Dari Ibnu al-Jazari kita belajar informasi serupa tentang posisi marginal bacaan Ḥafṣ. Sebagai informasi tambahan: Ibnu Mujahid membakukan 7 bacaan al-Qur’an, sementara Ibnu al-Jazari membakukan 10 bacaan. Yakni, 7 bacaan yang diidentifikasi oleh Ibnu Mujahid, kemudian ditambah 3 bacaan. Jadi, 10 bacaan yang dianggap valid.
Ibnu al-Jazari mengutip beberapa riwayat yang disebutkan dalam karya Ibnu Mujahid. Dalam kitab “Ghayat al-Nihayah,” Ibnu al-Jazari menyebut beberapa riwayat bahwa penduduk Suriah (Syam), Hijaz, Yaman, dan Mesir menggunakan bacaan Abu ‘Amr. Katanya, kaum Muslim di Suriah mulai menggunakan bacaan Abu ‘Amr sejak tahun 500-an Hijriyah, setelah sebelumnya mereka menggunakan bacaan Ibnu ‘Amir.
Lalu, sejak kapan bacaan Ḥafṣ ‘an ‘Āṣim mulai masyhur digunakan? Jawabannya: Sejak kekuasaan Khilafah ‘Utsmaniyah mulai menguat di Timur Tengah. Ada yang menyebut sejak abad ke-10 Hijriyah. Sebagai informasi, Khilafah ‘Utsmaniyah mengadopsi dan mempromosikan bacaan Ḥafṣ.
Jadi al-Qur’an yang resmi diakui oleh negara (Khilafah ‘Utsmaniyah) ialah yang ditulis dengan bacaan Ḥafṣ. Para imam masjid dan khatib juga didorong menggunakan bacaan ini. Para ulama pun mulai ikut mendukung kebijakan negara. Dalam kitab ‘Juhd al-muqill,” al-Mar’asyi (w. 1150) menyarankan para guru ngaji, selain mengajarkan banyak qira’at, menegaskan bahwa “bacaan yang digunakan di wilayah kami ialah qira’at ‘Āṣim.”
Lebih dari itu, Ibnu ‘Abidin melarang penggunaan bacaan para qurra’, kecuali bacaan Abū ‘Amr dan Ḥafṣ ‘an ‘Āṣim. Perlahan bacaan Ḥafṣ menggantikan beragam bacaan yang digunakan di berbagai wilayah di bawah kekuasaan Khilafah ‘Utsmaniyah. Dalam perkembangannya, bacaan tersebut menjadi dominan di dunia Islam secara keseluruhan.

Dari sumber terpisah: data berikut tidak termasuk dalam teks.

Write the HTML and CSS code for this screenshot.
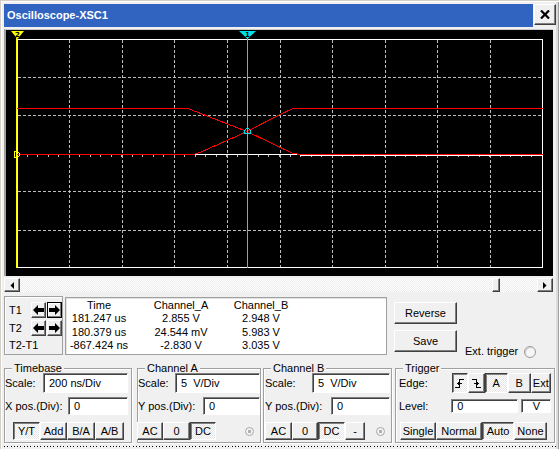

Ada banyak bukti menunjukkan pergeseran itu memang mulai terjadi pada akhir abad ke-10 Hijriyah. Pada abad ke-11, bacaan Hafsh menggantikan bacaan Abū ‘Amr di dua kota suci Islam: Makkah dan Madinah. Apa yang terjadi?
Pemerintah pusat Khilafah ‘Utsmaniyah menetapkan pembaca (qari’) bacaan Ḥafṣ sebagai imam di masjidil haram dan masjid nabawi. Salah satunya ialah Muhammad bin Badruddin atau juga dikenal dengan nama “Muḥyiddīn.”
Pertanyaan lanjutannya: Kenapa Khilafah ‘Utsmaniyah mengadopsi bacaan Ḥafṣ? Jawabannya karena negara menjadikan mazhab Hanafi sebagai mazhab resmi. Dan orang-orang Hanafi dikenal menggunakan bacaan Ḥafṣ. Menarik dicatat, seorang qari’ Muḥyiddīn yang disebutkan di atas (dan ditunjuk oleh Sultan) adalah pengikut mazhab Hanafi.
Jika dikejar dengan pertanyaan lanjutan: Kenapa pengikut mazhab Hanafi menggunakan bacaan Ḥafṣ? Ada seorang penulis berspekulasi bahwa pilihan bacaan tersebut karena kesamaan daerah asal Abu Hanifah dan ‘Āṣim (yang darinya Ḥafṣ mengambil bacaannya). Yakni, keduanya berasal dari Kufah.
Saya tidak bisa memastikan sejauhmana jawaban spekulatif tersebut didukung oleh bukti-bukti. Yang bisa saya pastikan adalah faktor kekuasaan memang cukup kuat dalam menetapkan bacaan Ḥafṣ. Akhir dari segala cerita ialah ketika komite penerbitan Qur’an di Kairo (1924), yang disebutkan sebelumnya, mengadopsi bacaan Hafsh sebagai basis teks Qur’an. Sekian.